— Given entries —
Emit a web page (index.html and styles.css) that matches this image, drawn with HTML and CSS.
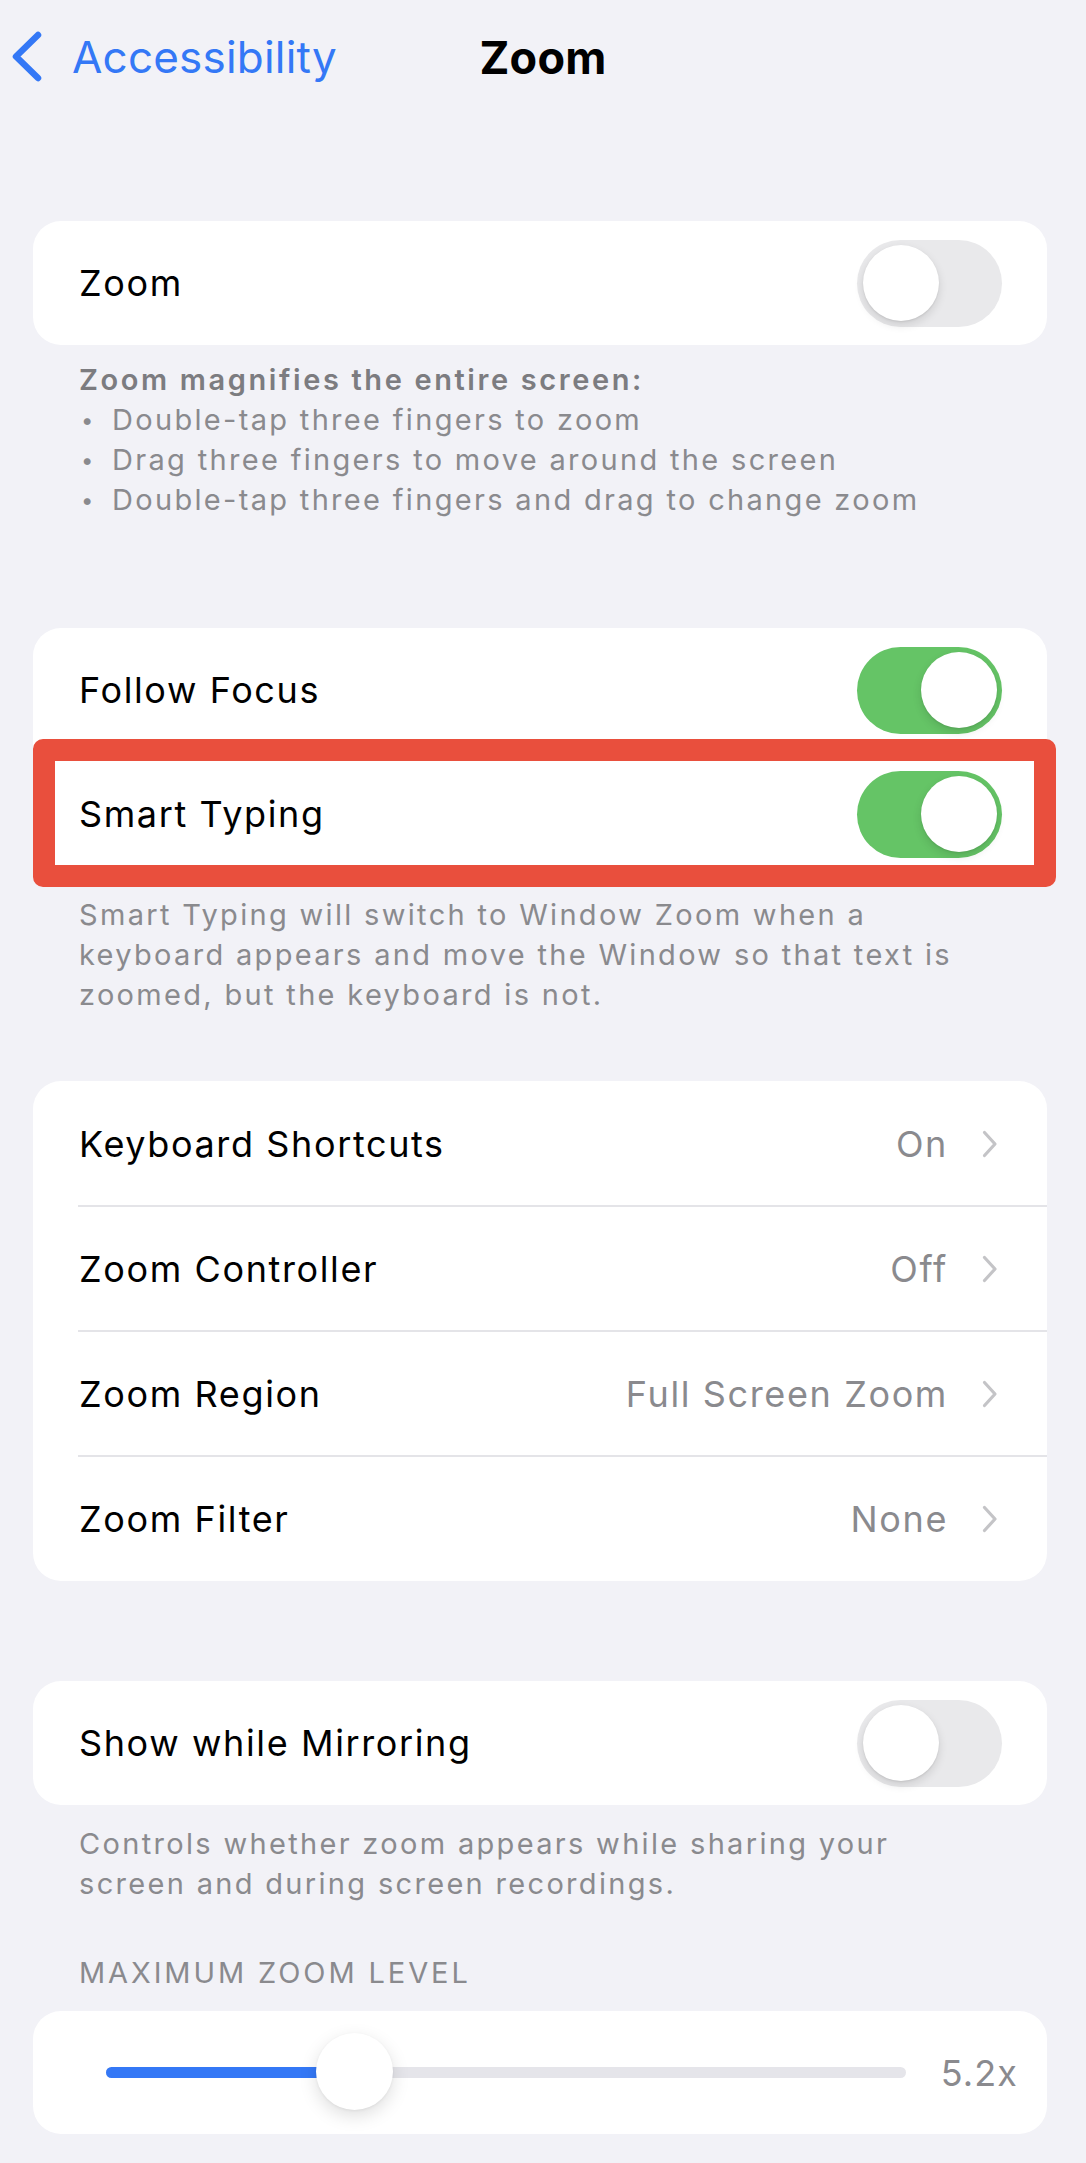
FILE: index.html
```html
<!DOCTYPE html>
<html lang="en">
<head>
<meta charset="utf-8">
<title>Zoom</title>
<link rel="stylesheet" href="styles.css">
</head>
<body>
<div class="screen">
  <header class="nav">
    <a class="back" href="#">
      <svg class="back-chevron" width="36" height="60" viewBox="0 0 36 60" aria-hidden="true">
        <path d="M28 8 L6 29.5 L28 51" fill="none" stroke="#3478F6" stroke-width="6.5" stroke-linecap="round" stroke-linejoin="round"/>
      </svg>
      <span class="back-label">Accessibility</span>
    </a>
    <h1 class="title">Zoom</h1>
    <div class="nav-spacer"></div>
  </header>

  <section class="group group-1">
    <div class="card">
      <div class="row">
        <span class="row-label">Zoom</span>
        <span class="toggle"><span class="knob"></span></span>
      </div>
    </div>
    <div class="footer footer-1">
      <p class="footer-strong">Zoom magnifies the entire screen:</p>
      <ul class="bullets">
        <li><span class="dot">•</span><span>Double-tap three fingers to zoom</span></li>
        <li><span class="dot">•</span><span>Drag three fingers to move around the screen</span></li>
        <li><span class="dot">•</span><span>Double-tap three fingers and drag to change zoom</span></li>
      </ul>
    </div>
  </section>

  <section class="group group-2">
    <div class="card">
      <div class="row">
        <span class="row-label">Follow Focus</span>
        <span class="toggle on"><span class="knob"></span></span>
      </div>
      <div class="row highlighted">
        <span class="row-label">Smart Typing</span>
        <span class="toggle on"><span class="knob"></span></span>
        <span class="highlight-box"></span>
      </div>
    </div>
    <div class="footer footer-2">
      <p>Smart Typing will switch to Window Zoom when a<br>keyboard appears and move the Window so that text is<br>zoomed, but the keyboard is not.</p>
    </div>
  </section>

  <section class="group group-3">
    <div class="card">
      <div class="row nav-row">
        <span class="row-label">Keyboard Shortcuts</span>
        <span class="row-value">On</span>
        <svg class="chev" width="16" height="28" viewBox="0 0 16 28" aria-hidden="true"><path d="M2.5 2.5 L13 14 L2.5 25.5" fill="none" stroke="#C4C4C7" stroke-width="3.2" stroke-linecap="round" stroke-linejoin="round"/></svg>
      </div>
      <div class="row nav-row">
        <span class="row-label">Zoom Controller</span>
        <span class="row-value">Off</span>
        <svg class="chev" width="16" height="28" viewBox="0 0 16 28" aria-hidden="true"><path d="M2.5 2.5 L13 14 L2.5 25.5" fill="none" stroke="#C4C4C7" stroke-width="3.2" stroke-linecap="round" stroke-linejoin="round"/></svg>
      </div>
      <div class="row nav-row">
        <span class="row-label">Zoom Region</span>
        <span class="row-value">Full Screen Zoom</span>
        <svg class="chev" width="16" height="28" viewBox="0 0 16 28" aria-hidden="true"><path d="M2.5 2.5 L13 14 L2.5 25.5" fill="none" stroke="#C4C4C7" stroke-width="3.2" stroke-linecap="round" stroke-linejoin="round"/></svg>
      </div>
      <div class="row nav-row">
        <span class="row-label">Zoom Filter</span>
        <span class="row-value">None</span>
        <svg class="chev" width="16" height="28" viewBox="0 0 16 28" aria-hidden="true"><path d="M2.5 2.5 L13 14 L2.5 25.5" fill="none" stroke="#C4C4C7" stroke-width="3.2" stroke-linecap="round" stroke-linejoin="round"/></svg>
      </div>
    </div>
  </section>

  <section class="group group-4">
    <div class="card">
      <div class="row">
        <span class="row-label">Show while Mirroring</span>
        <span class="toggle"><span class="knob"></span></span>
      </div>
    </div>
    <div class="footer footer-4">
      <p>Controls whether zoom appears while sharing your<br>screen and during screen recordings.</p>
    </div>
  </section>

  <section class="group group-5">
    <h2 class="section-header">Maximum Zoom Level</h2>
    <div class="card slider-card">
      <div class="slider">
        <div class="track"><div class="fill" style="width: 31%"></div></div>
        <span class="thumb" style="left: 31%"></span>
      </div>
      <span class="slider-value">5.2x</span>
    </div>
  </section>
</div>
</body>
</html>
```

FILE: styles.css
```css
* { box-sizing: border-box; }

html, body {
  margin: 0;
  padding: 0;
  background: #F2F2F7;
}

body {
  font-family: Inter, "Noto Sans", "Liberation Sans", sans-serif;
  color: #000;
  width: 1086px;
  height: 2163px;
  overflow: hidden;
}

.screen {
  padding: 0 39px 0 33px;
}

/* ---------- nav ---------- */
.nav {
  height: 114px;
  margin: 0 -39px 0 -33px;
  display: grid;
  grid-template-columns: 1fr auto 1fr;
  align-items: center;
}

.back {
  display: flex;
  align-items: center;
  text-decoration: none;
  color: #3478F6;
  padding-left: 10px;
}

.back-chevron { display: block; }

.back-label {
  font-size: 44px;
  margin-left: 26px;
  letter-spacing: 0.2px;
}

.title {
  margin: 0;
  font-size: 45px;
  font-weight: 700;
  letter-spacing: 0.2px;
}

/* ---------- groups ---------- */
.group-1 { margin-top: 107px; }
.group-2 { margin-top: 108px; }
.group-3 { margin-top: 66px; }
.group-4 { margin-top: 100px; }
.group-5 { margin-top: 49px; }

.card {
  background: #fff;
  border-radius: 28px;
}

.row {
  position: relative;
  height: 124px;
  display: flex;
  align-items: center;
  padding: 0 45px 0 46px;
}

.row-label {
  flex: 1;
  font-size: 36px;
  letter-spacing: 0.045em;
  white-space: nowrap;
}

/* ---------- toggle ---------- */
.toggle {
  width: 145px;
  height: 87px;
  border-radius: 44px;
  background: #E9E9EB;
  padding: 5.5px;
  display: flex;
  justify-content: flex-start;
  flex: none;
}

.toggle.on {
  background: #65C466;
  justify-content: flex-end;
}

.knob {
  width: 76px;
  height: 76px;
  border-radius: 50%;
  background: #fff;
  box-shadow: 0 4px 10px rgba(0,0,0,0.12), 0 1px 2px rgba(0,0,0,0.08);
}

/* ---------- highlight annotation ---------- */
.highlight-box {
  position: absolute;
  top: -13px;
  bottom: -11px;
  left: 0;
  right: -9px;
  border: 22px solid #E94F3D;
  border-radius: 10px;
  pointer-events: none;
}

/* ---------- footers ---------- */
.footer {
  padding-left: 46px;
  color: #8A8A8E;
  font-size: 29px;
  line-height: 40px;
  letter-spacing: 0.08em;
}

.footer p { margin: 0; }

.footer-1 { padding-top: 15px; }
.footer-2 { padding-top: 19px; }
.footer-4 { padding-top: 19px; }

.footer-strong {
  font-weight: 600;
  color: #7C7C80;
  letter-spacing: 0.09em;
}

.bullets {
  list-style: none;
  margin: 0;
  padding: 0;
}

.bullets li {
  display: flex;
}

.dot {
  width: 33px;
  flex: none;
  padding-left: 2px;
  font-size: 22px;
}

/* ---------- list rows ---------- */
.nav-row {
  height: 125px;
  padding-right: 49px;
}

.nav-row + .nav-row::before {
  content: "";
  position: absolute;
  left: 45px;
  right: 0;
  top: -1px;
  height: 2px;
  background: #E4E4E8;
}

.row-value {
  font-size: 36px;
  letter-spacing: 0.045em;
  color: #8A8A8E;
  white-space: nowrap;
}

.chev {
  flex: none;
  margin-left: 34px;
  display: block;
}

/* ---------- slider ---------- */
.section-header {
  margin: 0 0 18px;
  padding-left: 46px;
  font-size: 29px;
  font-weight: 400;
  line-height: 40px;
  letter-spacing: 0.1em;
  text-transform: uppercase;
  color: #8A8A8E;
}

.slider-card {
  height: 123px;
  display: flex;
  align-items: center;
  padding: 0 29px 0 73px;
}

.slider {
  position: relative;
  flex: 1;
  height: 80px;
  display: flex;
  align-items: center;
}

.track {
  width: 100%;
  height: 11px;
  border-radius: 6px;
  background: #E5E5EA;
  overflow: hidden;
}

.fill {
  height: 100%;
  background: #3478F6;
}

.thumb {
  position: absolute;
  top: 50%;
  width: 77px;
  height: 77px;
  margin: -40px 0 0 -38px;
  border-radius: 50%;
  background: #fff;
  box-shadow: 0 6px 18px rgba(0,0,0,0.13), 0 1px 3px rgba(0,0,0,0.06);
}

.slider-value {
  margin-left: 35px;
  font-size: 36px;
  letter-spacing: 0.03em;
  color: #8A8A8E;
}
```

--

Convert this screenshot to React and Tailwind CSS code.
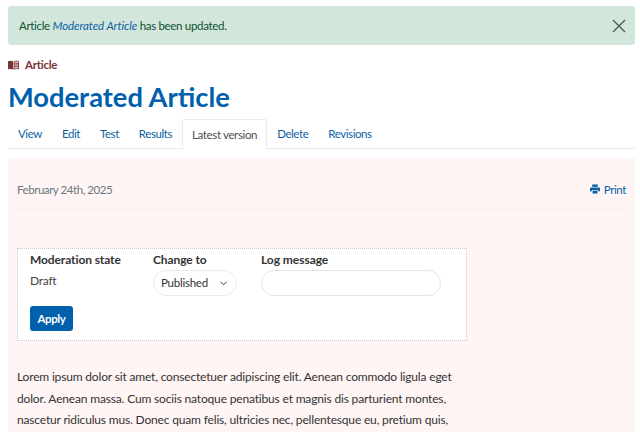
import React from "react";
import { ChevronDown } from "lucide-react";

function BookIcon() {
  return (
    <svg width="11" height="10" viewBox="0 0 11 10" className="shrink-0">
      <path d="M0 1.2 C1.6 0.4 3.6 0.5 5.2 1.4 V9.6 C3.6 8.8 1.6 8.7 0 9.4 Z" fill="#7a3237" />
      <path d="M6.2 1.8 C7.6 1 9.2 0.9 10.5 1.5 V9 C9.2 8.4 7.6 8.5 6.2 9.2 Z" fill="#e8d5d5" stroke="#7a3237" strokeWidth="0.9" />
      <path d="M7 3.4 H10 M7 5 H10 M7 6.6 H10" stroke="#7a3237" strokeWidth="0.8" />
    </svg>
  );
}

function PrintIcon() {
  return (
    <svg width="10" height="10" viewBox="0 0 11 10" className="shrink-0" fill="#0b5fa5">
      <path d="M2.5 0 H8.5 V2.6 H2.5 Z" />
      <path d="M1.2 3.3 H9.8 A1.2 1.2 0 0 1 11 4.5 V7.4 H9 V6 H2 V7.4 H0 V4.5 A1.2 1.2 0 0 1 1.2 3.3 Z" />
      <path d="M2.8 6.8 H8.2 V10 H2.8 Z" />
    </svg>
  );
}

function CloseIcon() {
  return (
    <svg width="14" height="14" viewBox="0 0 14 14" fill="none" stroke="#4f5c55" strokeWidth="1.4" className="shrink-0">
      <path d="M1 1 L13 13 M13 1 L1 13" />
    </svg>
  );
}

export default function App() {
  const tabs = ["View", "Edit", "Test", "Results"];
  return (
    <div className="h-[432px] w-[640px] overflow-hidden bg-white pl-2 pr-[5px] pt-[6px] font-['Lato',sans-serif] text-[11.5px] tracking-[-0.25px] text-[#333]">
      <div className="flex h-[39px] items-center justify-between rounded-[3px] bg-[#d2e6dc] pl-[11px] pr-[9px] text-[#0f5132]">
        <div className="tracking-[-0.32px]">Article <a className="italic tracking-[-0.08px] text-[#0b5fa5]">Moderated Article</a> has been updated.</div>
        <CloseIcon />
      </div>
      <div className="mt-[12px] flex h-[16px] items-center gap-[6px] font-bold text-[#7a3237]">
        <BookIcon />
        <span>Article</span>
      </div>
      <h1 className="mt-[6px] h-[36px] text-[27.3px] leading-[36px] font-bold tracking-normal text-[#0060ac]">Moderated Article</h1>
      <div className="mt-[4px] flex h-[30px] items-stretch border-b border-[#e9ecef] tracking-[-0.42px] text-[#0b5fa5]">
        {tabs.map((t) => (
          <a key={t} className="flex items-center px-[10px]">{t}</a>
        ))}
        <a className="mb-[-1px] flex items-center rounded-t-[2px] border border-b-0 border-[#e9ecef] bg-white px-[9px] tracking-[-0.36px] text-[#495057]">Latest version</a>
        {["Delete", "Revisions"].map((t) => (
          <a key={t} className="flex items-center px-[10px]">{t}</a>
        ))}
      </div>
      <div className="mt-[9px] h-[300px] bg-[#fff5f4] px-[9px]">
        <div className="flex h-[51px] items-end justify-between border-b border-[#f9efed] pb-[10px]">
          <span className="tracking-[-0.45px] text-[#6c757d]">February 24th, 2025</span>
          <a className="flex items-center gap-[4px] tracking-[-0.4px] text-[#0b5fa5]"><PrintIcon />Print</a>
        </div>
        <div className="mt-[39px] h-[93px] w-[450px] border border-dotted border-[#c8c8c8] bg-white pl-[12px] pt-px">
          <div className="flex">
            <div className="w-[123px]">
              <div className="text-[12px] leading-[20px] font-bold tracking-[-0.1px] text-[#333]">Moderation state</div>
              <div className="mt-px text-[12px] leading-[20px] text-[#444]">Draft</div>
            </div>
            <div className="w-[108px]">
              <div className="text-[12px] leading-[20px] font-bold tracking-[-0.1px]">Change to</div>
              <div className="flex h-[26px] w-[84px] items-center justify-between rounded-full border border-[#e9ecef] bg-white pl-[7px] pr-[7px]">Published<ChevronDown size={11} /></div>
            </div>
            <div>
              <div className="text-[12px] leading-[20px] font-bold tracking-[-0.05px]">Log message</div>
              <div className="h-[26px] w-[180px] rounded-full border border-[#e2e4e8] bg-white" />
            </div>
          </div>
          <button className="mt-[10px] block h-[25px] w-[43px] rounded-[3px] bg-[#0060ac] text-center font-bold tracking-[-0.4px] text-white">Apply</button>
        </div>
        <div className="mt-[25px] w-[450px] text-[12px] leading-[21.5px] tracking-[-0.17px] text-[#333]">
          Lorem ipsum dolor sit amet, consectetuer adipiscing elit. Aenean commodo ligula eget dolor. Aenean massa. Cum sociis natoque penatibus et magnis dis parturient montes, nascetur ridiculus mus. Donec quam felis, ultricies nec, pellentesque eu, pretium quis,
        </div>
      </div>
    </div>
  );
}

— Exercise prompt —
Only a number is wanted: how many lines of the data above contain "index"?

— Answer to the problem —
2